The move comes after graduates of the course — who would not have previously been eligible to enlist — played a major role in the Army surpassing its fiscal year 2025 recruiting goal four months early. Army Secretary Daniel Driscoll told lawmakers in June that the service expected to begin the current fiscal year, which began on Oct. 1, with 25,000 soldiers in the Delayed Entry Program.
Since it first began in August 2022, the Future Soldier Preparatory Course has become a major factor in the Army’s recruiting success. About 13,200 recruits joined the Army through the course in fiscal year 2024, about 24% of the 55,000 soldiers who enlisted that year.
Final numbers for this fiscal year were not available but appear on track for a similiar total over the sumer. As of May 30, a total of 10,465 soldiers had moved from the Future Soldier Preparatory Course to Initial Entry Training this fiscal year, Army spokesman Maj. Christopher Robinson told Task & Purpose in June.
More Americans have been having an increasingly difficult time meeting military standards for enlistment over the past decade, Taren Sylvester, who researches military and veterans issues for the Center for a New American Security think tank in Washington, D.C, told Task & Purpose in February.
“That includes both in the physical aspect, meeting the physical requirements and height and weight requirements, and also in the educational aspects – not so far as degrees, but in test scores,” Sylvester said. “And so, the Army, specifically with prep course, has been focused on both meeting physical requirements and meeting the testing requirements, which I think has done a lot to help people who want to serve be able to.”
The Navy has established a similar program. The Future Sailor Preparatory Course offers an academic track to help potential recruits with their math, reading, and test-taking skills, and a physical fitness track that focuses on exercise, nutrition, and life skills.
A total of 1,921 recruits went through the physical fitness track and 3,451 went through the academic track in fiscal year 2024, of which 90% of those recruits graduated from boot camp, according to the Navy.
The Air Force has no plans to establish its own preparatory course, said Brig.
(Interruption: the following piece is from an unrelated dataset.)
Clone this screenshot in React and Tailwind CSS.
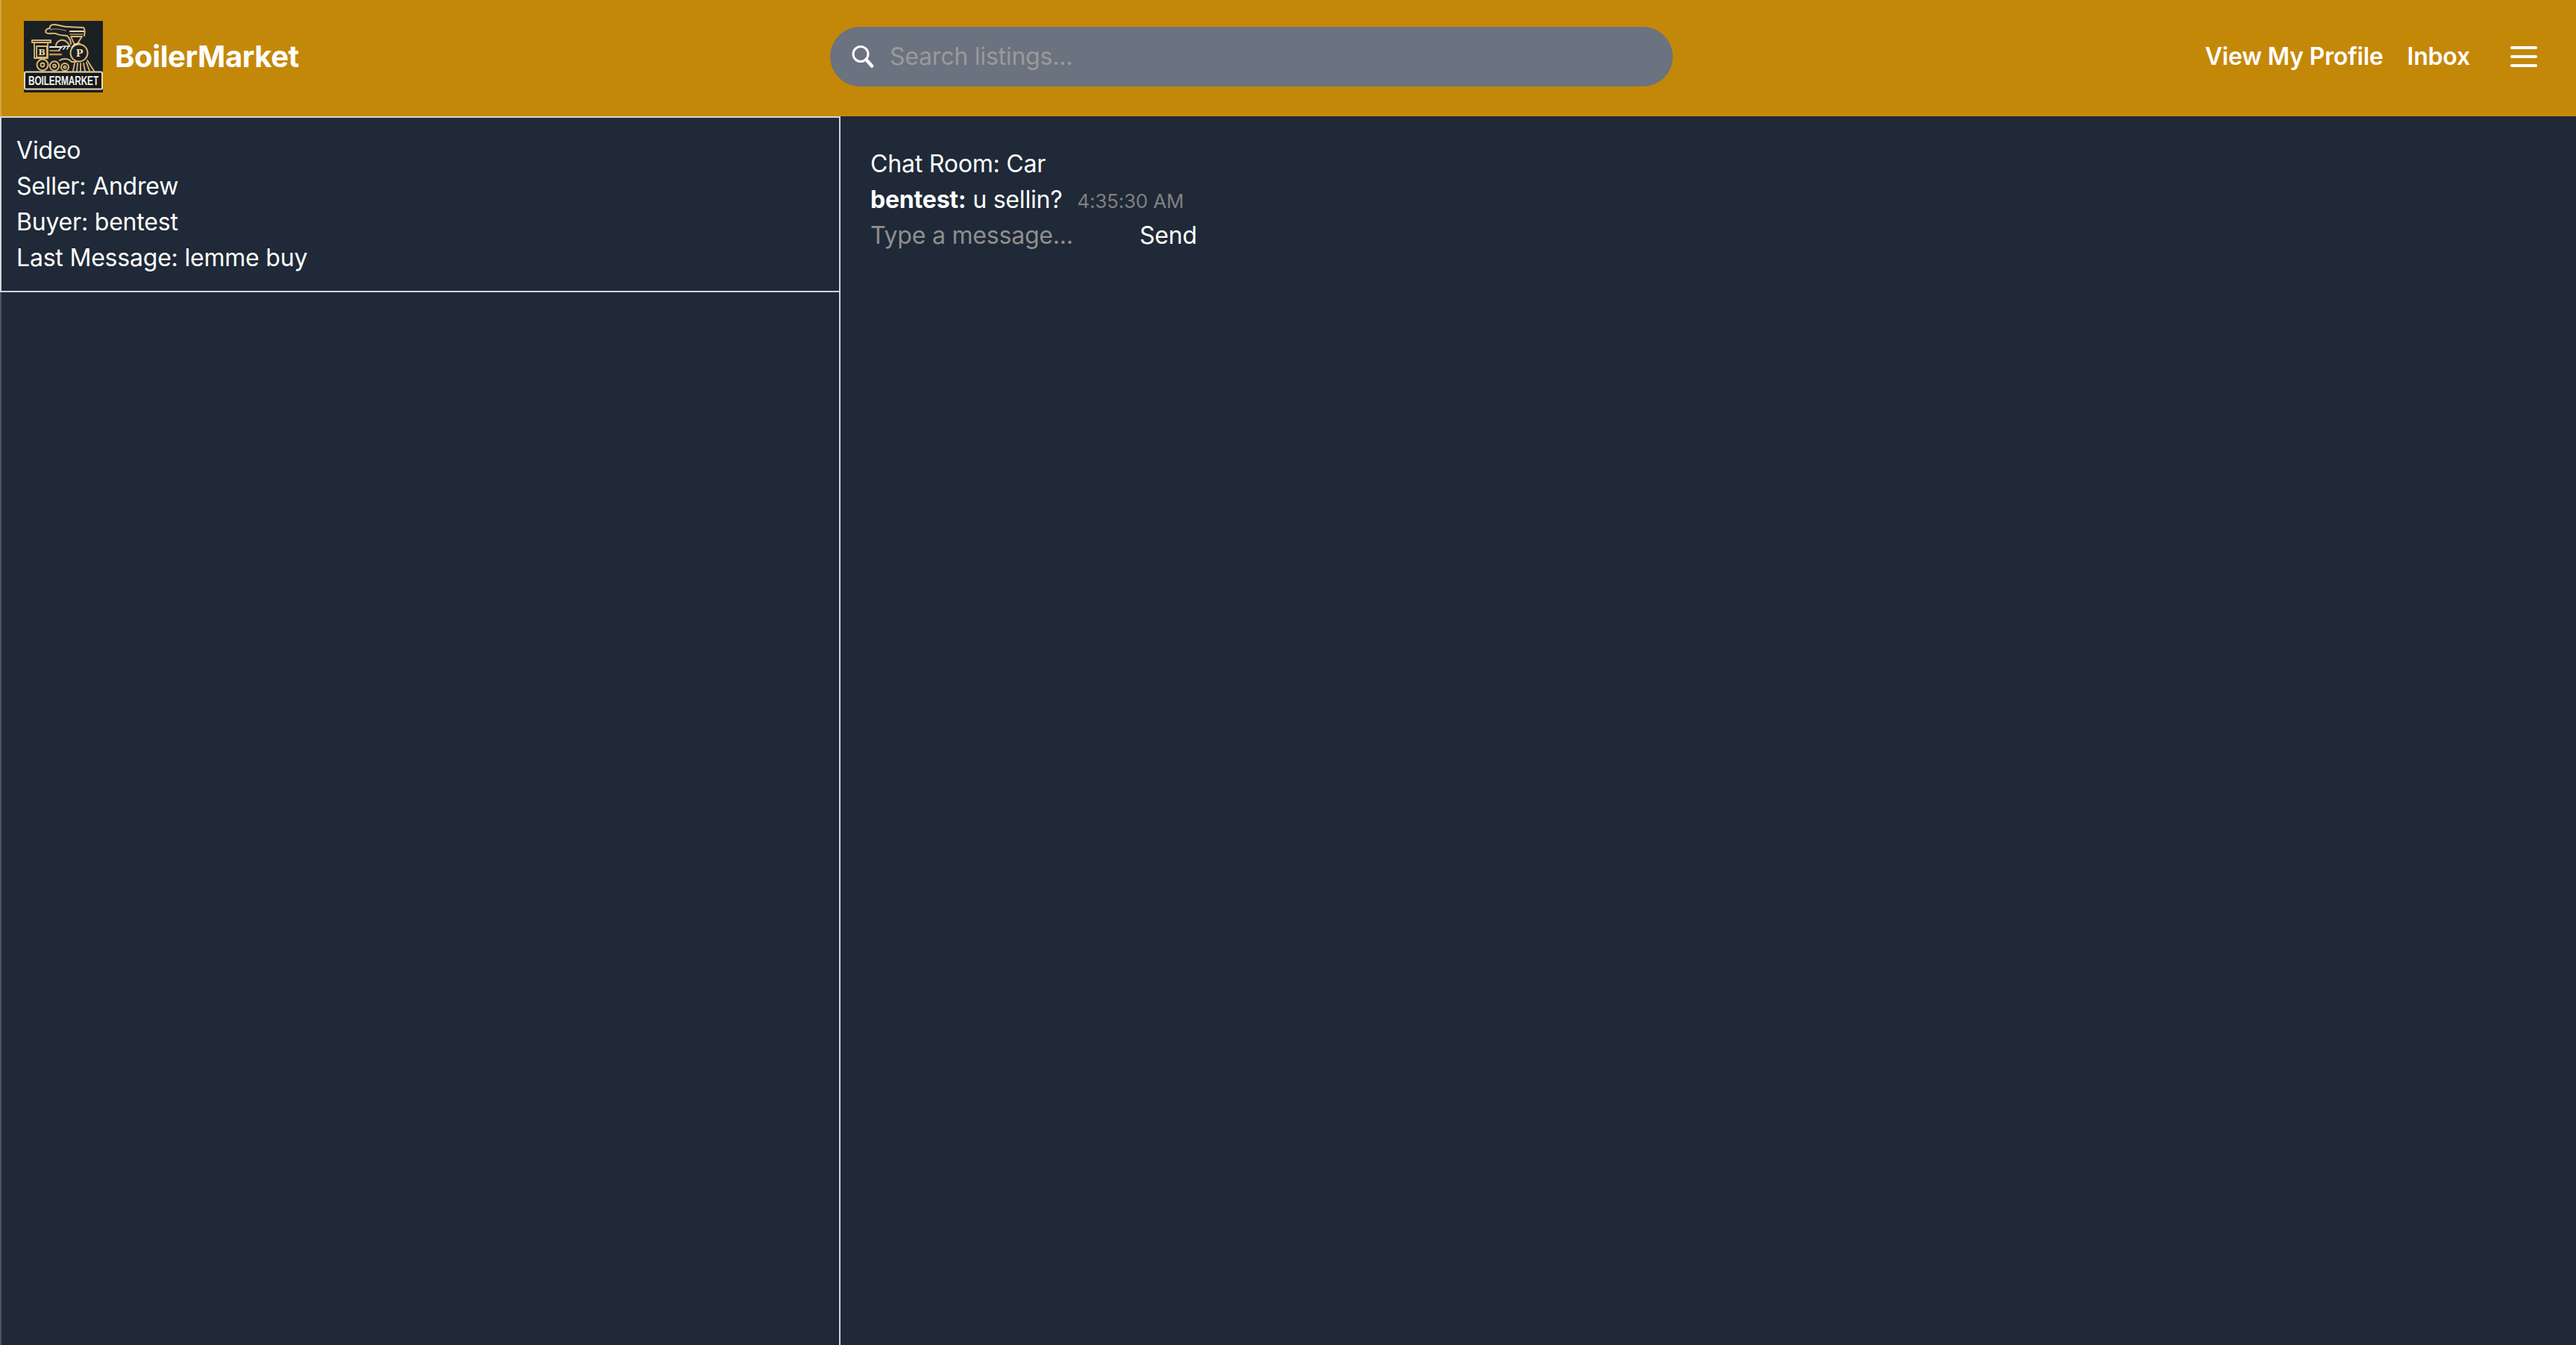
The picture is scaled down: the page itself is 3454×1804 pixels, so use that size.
import React from "react";

const gold = "#dcb673";

// Blurry train badge from the header
const Logo = () => (
  <svg viewBox="0 0 106 96" className="w-[106px] h-[96px] shrink-0 bg-[#1b2023]">
    <g fill="none" stroke={gold} strokeWidth="1.8" strokeLinejoin="round" strokeLinecap="round" className="blur-[0.4px]">
      {/* smoke */}
      <path d="M81 20 C82 15 82 11 80 9 L60 8 C52 8 47 5 40 5 C36 5 34 8 35 10 C30 10 28 14 30 16 C33 18 38 16 43 17 C48 20 54 19 58 20 C61 23 63 27 63 31" strokeWidth="2" />
      <path d="M36 12 C42 9 50 12 56 13" stroke="#8c8168" strokeWidth="1.4" />
      {/* stack */}
      <path d="M62 14 H80" strokeWidth="2.2" stroke="#ecd7ae" />
      <path d="M62 18 H79" strokeWidth="1.6" stroke="#c28f45" />
      <path d="M63 21 H78 L71.5 31 H67.5 Z" />
      {/* dome and top of boiler */}
      <path d="M43 33 C44 27 50 24 56 27 C59 29 60 31 61 33" strokeWidth="2" />
      {/* cab */}
      <path d="M11 29 V26 H36 V29 H11" strokeWidth="2" />
      <path d="M14 30 V50 H32 V30 M17 34 H31 V49 H17 Z" />
      {/* window stripes */}
      <path d="M35 35 H50" stroke="#f2ead8" strokeWidth="2" />
      <path d="M35 40 H48" strokeWidth="1.6" />
      <path d="M35 45 H50" stroke="#c28f45" strokeWidth="2.4" />
      {/* diagonal streaks */}
      <path d="M47 39 L52 34 H62 M53 38 L56 34 M58 38 L60 34" stroke="#f2ead8" strokeWidth="1.6" />
      {/* piston */}
      <path d="M48 53 C52 50 60 50 64 55 H70" strokeWidth="2" />
      {/* smokebox */}
      <circle cx="74" cy="43" r="11.5" strokeWidth="2" />
      <path d="M64 36 C66 32 70 30 75 30" stroke="#eee0c4" strokeWidth="1.4" />
      {/* wheels */}
      <circle cx="25" cy="59" r="7.5" strokeWidth="2" />
      <circle cx="25" cy="59" r="2.5" />
      <circle cx="41" cy="60.5" r="6.2" strokeWidth="2" />
      <circle cx="41" cy="60.5" r="2" />
      <circle cx="55" cy="62" r="5" strokeWidth="2" />
      <circle cx="55" cy="62" r="1.6" />
      {/* cowcatcher */}
      <path d="M68 57 L66 67 M72 57 L71 67 M76 57 L76 67 M80 57 L82 67 M84 56 L88 67 M85 53 L94 67" />
    </g>
    <text x="24" y="46" textAnchor="middle" fontFamily="'DejaVu Serif', serif" fontWeight="700" fontSize="11" fill="#f0dca8">B</text>
    <text x="74.5" y="48" textAnchor="middle" fontFamily="'DejaVu Serif', serif" fontWeight="700" fontSize="13" fill="#f0dca8">P</text>
    <rect x="1" y="68.5" width="104" height="23" rx="1.5" fill="#14181a" stroke="#ecd9b4" strokeWidth="2" />
    <text transform="translate(53 86) scale(0.7 1)" textAnchor="middle" fontFamily="'Liberation Sans', sans-serif" fontWeight="700" fontSize="17" fill="#f4f1ea">BOILERMARKET</text>
  </svg>
);

const SearchIcon = () => (
  <svg viewBox="0 0 30 32" className="w-[30px] h-[32px] shrink-0" fill="none" stroke="#fff">
    <circle cx="12" cy="12.5" r="10" strokeWidth="3" />
    <path d="M19.5 20 L27 28.5" strokeWidth="4.5" strokeLinecap="round" />
  </svg>
);

const MenuIcon = () => (
  <svg viewBox="0 0 36 28" className="w-9 h-7 shrink-0" stroke="#fff" strokeWidth="4" strokeLinecap="round">
    <path d="M2 2 H34 M2 14 H34 M2 26 H34" />
  </svg>
);

const Navbar = () => (
  <header className="h-[156px] shrink-0 flex items-center bg-[#c48809] border-l-2 border-[#d2a444] pl-[30px] pr-[52px] pb-1 text-white">
    <div className="flex items-center w-[1081px] shrink-0">
      <Logo />
      <span className="ml-4 text-[40px] font-bold tracking-[-0.4px]">BoilerMarket</span>
    </div>
    <div className="flex items-center w-[1130px] h-20 rounded-full bg-[#6b7280] pl-[29px]">
      <SearchIcon />
      <input
        placeholder="Search listings..."
        className="ml-[21px] flex-1 bg-transparent text-[32px] outline-none placeholder:text-[#9a9a9a]"
      />
    </div>
    <nav className="ml-auto flex items-center text-[32px] font-semibold">
      <a>View My Profile</a>
      <a className="ml-8">Inbox</a>
      <span className="ml-[54px] flex">
        <MenuIcon />
      </span>
    </nav>
  </header>
);

const Sidebar = () => (
  <aside className="w-[1127px] shrink-0 border-l-2 border-r-2 border-l-[#4b5563] border-r-[#d1d5db]">
    <div className="-ml-[2px] border-2 border-r-0 border-[#d1d5db] p-5 text-[32px] leading-[48px]">
      <p>Video</p>
      <p>Seller: Andrew</p>
      <p>Buyer: bentest</p>
      <p>Last Message: lemme buy</p>
    </div>
  </aside>
);

const ChatRoom = () => (
  <section className="flex-1 p-10 text-[32px] leading-[48px]">
    <p>Chat Room: Car</p>
    <p>
      <strong className="font-bold">bentest:</strong> u sellin?
      <span className="ml-5 text-[26px] text-[#808080]">4:35:30 AM</span>
    </p>
    <div className="flex items-center h-11">
      <input
        placeholder="Type a message..."
        className="w-[361px] bg-transparent outline-none placeholder:text-[#8f8f8f]"
      />
      <button>Send</button>
    </div>
  </section>
);

export default function App() {
  return (
    <div className="h-screen flex flex-col bg-[#1f2937] text-white font-['Inter',sans-serif] tracking-[-0.2px] overflow-hidden">
      <Navbar />
      <main className="flex flex-1 min-h-0">
        <Sidebar />
        <ChatRoom />
      </main>
    </div>
  );
}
Gen. Jeffrey W. Nelson, commander of the Air Force Accessions Center and the Air Force Recruiting Service at Joint Base San Antonio in Texas.
“We’ve met our goal for [fiscal year] 25 early,” Nelson told Task & Purpose in a Sept. 22 interview. “We’re on a good path for 2026. And so, we don’t, at this point, feel the need for that sort of program across all recruits.”
Marine Maj. Gen. William Bowers, who led Marine Corps Recruiting Command at the time, was blunt when asked by reporters in October 2024 if the Corps planned to stand up its own version of Army and Navy’s preparatory courses.
“In the Marine Corps, we are not looking at starting a special program for future Marines,” Bowers said. “We have the delayed entry program that’s working very well for us.”